Jupyter, a free, open-source notebook serving as a platform for interactive computing, will receive the Association for Computing Machinery, or ACM, Software System Award on June 23.
According to the ACM website, the Software System Award comes with a $35,000 prize and is awarded to those who create software with lasting implications. Jupyter was chosen because of its broad and transformative impact on programming in science after nominations were submitted to the ACM by multiple entities, according to the nomination documents.
“The flexibility of the Jupyter architecture makes it easy to deploy in a variety of scenarios,” said Shane Canon, a project engineer at the National Energy Research Scientific Computing Center, in a press release. “While individual users can run the tools on a personal laptop or workstation, the same tools can be deployed on remote resources.”
According to Matthias Bussonnier, a core developer of Jupyter, the program originated in 2001 with Fernando Perez, who is now an assistant professor of statistics at UC Berkeley, and was called IPython at the time. The first version of the notebook was released between late 2011 and early 2012. Jupyter’s developers wanted to run other languages besides that of IPython, so they collaborated with developers to be able to run Julia — another computing language — within IPython in 2012.
“One afternoon in late 2001, I was a physics graduate student at the University of Colorado working on my dissertation and decided to spend an afternoon writing the original, tiny version of IPython,” said Pérez, co-creator of Jupyter, in a press release. “I could not have imagined that this would grow into a worldwide platform almost two decades later.”
Bussonnier said that by 2014, all the language agnostics — aspects of programming that are not part of any specific language — became part of IPython, which was renamed Jupyter that year because of the inclusion of the other languages. Today, more than 100 languages are part of Jupyter.

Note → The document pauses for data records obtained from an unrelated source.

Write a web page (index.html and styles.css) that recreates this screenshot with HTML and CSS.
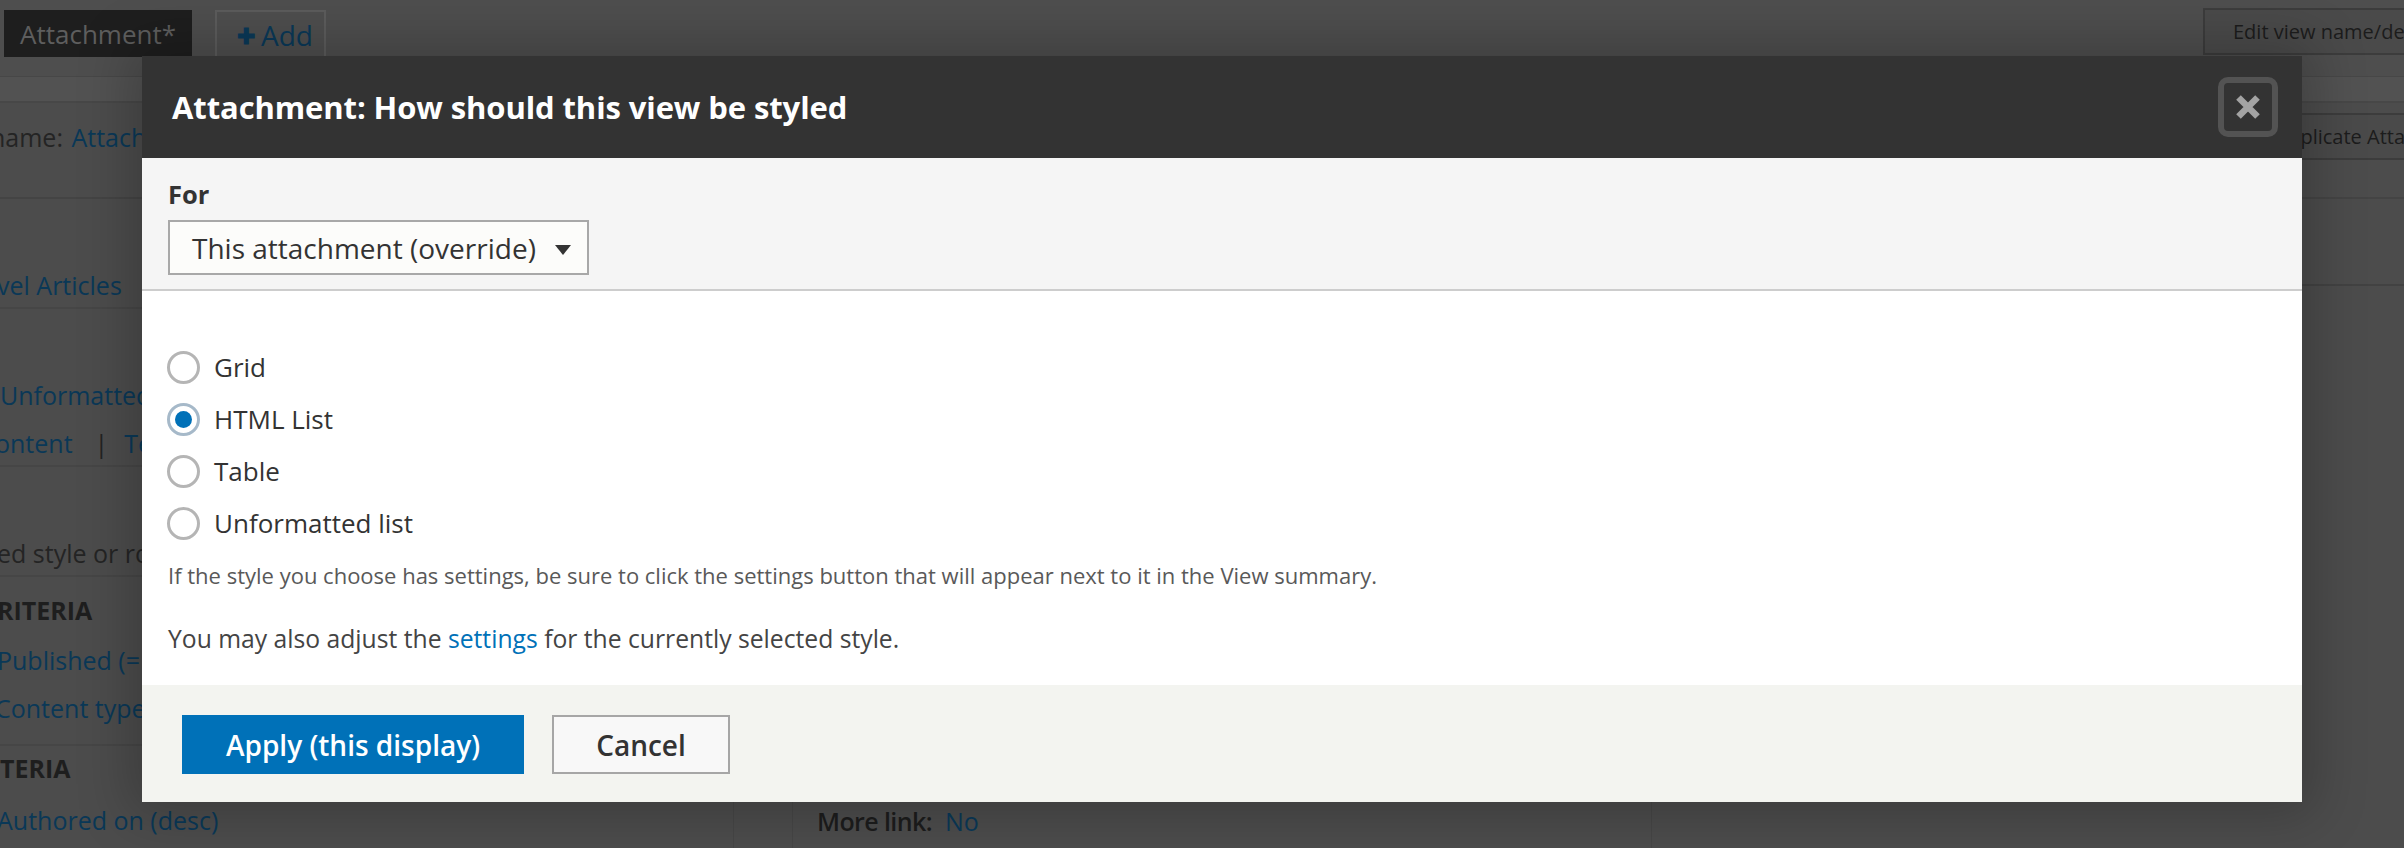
FILE: index.html
```html
<!DOCTYPE html>
<html lang="en">
<head>
<meta charset="utf-8">
<title>Attachment: How should this view be styled</title>
<link rel="stylesheet" href="styles.css">
</head>
<body>
<div class="page">
  <div class="topbar">
    <div class="tabs">
      <span class="tab tab-active">Attachment*</span>
      <span class="tab tab-add"><span class="plus">&#10010;</span>Add</span>
    </div>
    <span class="bg-button bg-edit">Edit view name/description</span>
  </div>
  <div class="subbar"></div>
  <div class="display-row">
    <div class="display-name"><span class="txt cut-name">name:</span> <span class="lnk name-link">Attachment</span></div>
    <span class="bg-button bg-dup">Duplicate Attachment</span>
  </div>
  <div class="columns">
    <div class="col col-left">
      <div class="sec sec-title"><div class="line"><span class="lnk cut-1">vel Articles</span></div></div>
      <div class="sec sec-format">
        <div class="line"><span class="lnk">Unformatted list</span></div>
        <div class="line"><span class="lnk cut-2">ontent</span><span class="pipe">|</span><span class="lnk">Teaser</span></div>
      </div>
      <div class="sec sec-fields"><div class="line"><span class="txt cut-1">ed style or row format does not use fields.</span></div></div>
      <div class="sec sec-filter">
        <div class="line head"><span class="lbl cut-1">RITERIA</span></div>
        <div class="line"><span class="lnk cut-1">Published (= Yes)</span></div>
        <div class="line"><span class="lnk cut-2">Content type (= Article)</span></div>
      </div>
      <div class="sec sec-sort">
        <div class="line head"><span class="lbl">TERIA</span></div>
        <div class="line"><span class="lnk cut-1">Authored on (desc)</span></div>
      </div>
    </div>
    <div class="col col-mid">
      <div class="mid-spacer"></div>
      <div class="line more"><span class="txt more-label">More link:</span>&nbsp; <span class="lnk">No</span></div>
    </div>
    <div class="col col-right">
      <div class="right-row"></div>
    </div>
  </div>
</div>

<div class="dialog" role="dialog">
  <div class="dialog-titlebar">
    <span class="dialog-title">Attachment: How should this view be styled</span>
    <button class="dialog-close" aria-label="Close">
      <svg width="26" height="26" viewBox="0 0 26 26"><path d="M3.5 3.5 L22.5 22.5 M22.5 3.5 L3.5 22.5" stroke="#a3a3a3" stroke-width="6.5" fill="none"/></svg>
    </button>
  </div>
  <div class="for-section">
    <div class="for-label">For</div>
    <div class="select"><span>This attachment (override)</span><span class="arrow"></span></div>
  </div>
  <div class="dialog-body">
    <div class="radios">
      <div class="radio"><span class="circle"></span><span>Grid</span></div>
      <div class="radio"><span class="circle checked"></span><span>HTML List</span></div>
      <div class="radio"><span class="circle"></span><span>Table</span></div>
      <div class="radio"><span class="circle"></span><span>Unformatted list</span></div>
    </div>
    <div class="description">If the style you choose has settings, be sure to click the settings button that will appear next to it in the View summary.</div>
    <p class="note">You may also adjust the <a class="link" href="#">settings</a> for the currently selected style.</p>
  </div>
  <div class="dialog-footer">
    <button class="btn btn-primary">Apply (this display)</button>
    <button class="btn btn-secondary">Cancel</button>
  </div>
</div>
</body>
</html>
```
FILE: styles.css
```css
html, body {
  margin: 0;
  padding: 0;
}
body {
  width: 2404px;
  height: 848px;
  overflow: hidden;
  background: #4c4c4c;
  font-family: "Open Sans", "Noto Sans", sans-serif;
  position: relative;
}

/* ---------- background page (under overlay) ---------- */
.page {
  width: 2404px;
  height: 848px;
  overflow: hidden;
  font-size: 25px;
  color: #262626;
}
.lnk { color: #0a3857; }
.lbl { font-weight: 700; color: #1e1e1e; }
.txt { color: #242424; }
.more-label { color: #1c1c1c; font-weight: 600; letter-spacing: -0.6px; }

.topbar {
  height: 76px;
  display: flex;
  justify-content: space-between;
  align-items: flex-start;
  border-bottom: 1px solid #474747;
  background: #4e4e4e;
}
.tabs {
  display: flex;
  gap: 23px;
  padding: 10px 0 0 4px;
}
.tab {
  height: 47px;
  box-sizing: border-box;
  display: flex;
  align-items: center;
}
.tab-active {
  width: 188px;
  background: #1e1e1e;
  color: #5e5e5e;
  padding-left: 16px;
  font-size: 26px;
}
.tab-add {
  width: 111px;
  border: 2px solid #5c5c5c;
  border-bottom: none;
  padding-left: 20px;
  color: #0a3857;
  font-size: 28px;
}
.plus {
  font-size: 22px;
  margin-right: 6px;
  color: #0a3857;
  font-weight: 700;
}
.bg-button {
  display: inline-flex;
  align-items: center;
  height: 47px;
  box-sizing: border-box;
  border: 2px solid #3c3c3c;
  background: #4a4a4a;
  color: #1c1c1c;
  font-size: 20px;
  padding: 0 28px;
  white-space: nowrap;
}
.bg-edit {
  margin-top: 8px;
  flex: none;
  width: 320px;
  margin-right: -119px;
}
.subbar {
  height: 24px;
  background: #525252;
  border-bottom: 2px solid #474747;
}
.display-row {
  height: 96px;
  display: flex;
  justify-content: space-between;
  align-items: flex-start;
  border-bottom: 2px solid #444;
  box-sizing: border-box;
}
.display-name {
  margin-top: 16px;
  line-height: 36px;
  white-space: nowrap;
}
.cut-name { margin-left: -10px; }
.name-link { margin-left: 2px; }
.bg-dup {
  margin-top: 10px;
  margin-right: -102px;
}

.columns {
  display: flex;
  height: 700px;
}
.col-left {
  width: 733px;
  border-right: 1px solid #464646;
  flex: none;
  white-space: nowrap;
  overflow: hidden;
}
.col-mid {
  margin-left: 58px;
  width: 858px;
  border-left: 1px solid #464646;
  border-right: 1px solid #464646;
  flex: none;
}
.col-right {
  flex: 1;
}
.right-row {
  height: 85px;
  border-bottom: 2px solid #424242;
  margin-left: 600px;
}
.sec {
  border-bottom: 2px solid #464646;
  box-sizing: border-box;
}
.line {
  line-height: 48px;
  white-space: nowrap;
}
.sec-title { height: 110px; padding-top: 62px; }
.sec-format { height: 158px; padding-top: 62px; }
.sec-fields { height: 110px; padding-top: 62px; }
.sec-filter { height: 169px; padding-top: 7px; }
.sec-filter .line.head { line-height: 52px; }
.sec-sort { border-bottom: none; }
.sec-sort .line.head { line-height: 44px; margin-bottom: 6px; }
.cut-1 { margin-left: -3px; }
.cut-2 { margin-left: -5px; }
.pipe { color: #222; margin: 0 16px 0 22px; }
.mid-spacer { height: 598px; }
.more { padding-left: 24px; }

/* ---------- dialog ---------- */
.dialog {
  position: absolute;
  left: 142px;
  top: 56px;
  width: 2160px;
  height: 746px;
  background: #fff;
  display: flex;
  flex-direction: column;
  box-shadow: 0 0 50px 12px rgba(0, 0, 0, 0.22);
  color: #333;
}
.dialog-titlebar {
  height: 102px;
  flex: none;
  background: #333;
  display: flex;
  align-items: center;
  justify-content: space-between;
  padding: 0 24px 0 30px;
}
.dialog-title {
  color: #fff;
  font-weight: 700;
  font-size: 31px;
  letter-spacing: -0.1px;
}
.dialog-close {
  width: 60px;
  height: 60px;
  box-sizing: border-box;
  border: 6px solid #535353;
  border-radius: 10px;
  background: #333;
  padding: 0;
  display: flex;
  align-items: center;
  justify-content: center;
}
.for-section {
  background: #f5f5f5;
  padding: 20px 26px 14px;
  border-bottom: 2px solid #cdcdcd;
  flex: none;
}
.for-label {
  font-weight: 700;
  font-size: 25.5px;
  line-height: 32px;
  margin-bottom: 10px;
}
.select {
  width: 421px;
  height: 55px;
  box-sizing: border-box;
  border: 2px solid #a8a8a8;
  background: #fcfcfa;
  display: flex;
  align-items: center;
  justify-content: space-between;
  padding: 0 16px 0 22px;
  font-size: 28px;
  color: #333;
}
.arrow {
  width: 0;
  height: 0;
  border-left: 8px solid transparent;
  border-right: 8px solid transparent;
  border-top: 10px solid #333;
  margin-top: 4px;
}
.dialog-body {
  flex: 1;
  padding: 50px 26px 0;
}
.radios {
  display: flex;
  flex-direction: column;
}
.radio {
  height: 52px;
  display: flex;
  align-items: center;
  font-size: 26px;
  color: #333;
}
.circle {
  width: 33px;
  height: 33px;
  box-sizing: border-box;
  border: 3px solid #b5b5b5;
  border-radius: 50%;
  margin: 0 14px 0 -1px;
  background: #fff;
  position: relative;
  flex: none;
}
.circle.checked {
  border-color: #a6b9c9;
}
.circle.checked::after {
  content: "";
  position: absolute;
  left: 5px;
  top: 5px;
  width: 17px;
  height: 17px;
  border-radius: 50%;
  background: #0071b8;
}
.description {
  margin-top: 11px;
  font-size: 22px;
  line-height: 30px;
  color: #595959;
}
.note {
  margin: 31px 0 0;
  font-size: 24.7px;
  line-height: 36px;
  color: #444;
}
.link {
  color: #0071b8;
  text-decoration: none;
}
.dialog-footer {
  height: 117px;
  flex: none;
  box-sizing: border-box;
  background: #f3f4f0;
  padding: 30px 40px;
  display: flex;
  gap: 28px;
  align-items: flex-start;
}
.btn {
  height: 59px;
  box-sizing: border-box;
  font-family: "Open Sans", "Noto Sans", sans-serif;
  font-weight: 600;
  font-size: 28px;
  padding: 0;
  margin: 0;
}
.btn-primary {
  width: 342px;
  background: #0071b8;
  border: 2px solid #0071b8;
  color: #fff;
}
.btn-secondary {
  width: 178px;
  background: #f8f8f8;
  border: 2px solid #a6a6a6;
  color: #333;
}
```
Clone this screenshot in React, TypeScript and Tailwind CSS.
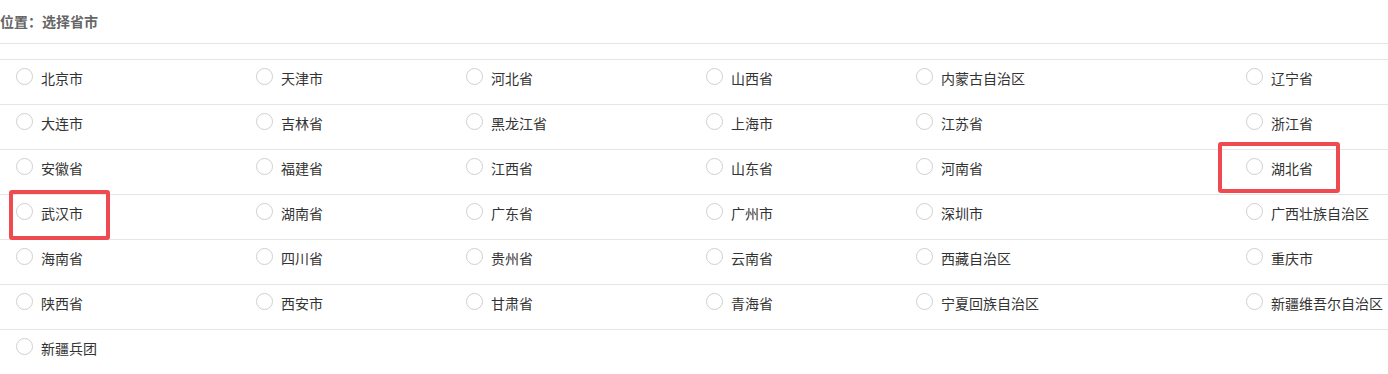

According to assistant teaching professor and Data 8 instructor John DeNero, Jupyter was created by Pérez to make it easier to write programs interactively. He added that a big part of Jupyter is that software developers can write a little code and run it, then write some more instead of having to write from scratch every time, making it easier to see progress.
“Across all scientific disciplines, people are struggling with scientific data sets,” said Kathy Yelick, associate laboratory director of Berkeley Lab Computing Sciences. “Jupyter has been a very useful tool for scientists and has been used by over 500,000 projects.”
DeNero said Jupyter makes students more productive across courses. He added that this is because students don’t need to install anything, which could take students an hour before they begin any programming. Jupyter can be accessed by a web page browser, so students can start programming within a few minutes of class.
“Jupyter is good for beginners,” said Data 8 student Eshaan Pathak. “It’s really easy to use, and it has an interface to it, making it more appealing.”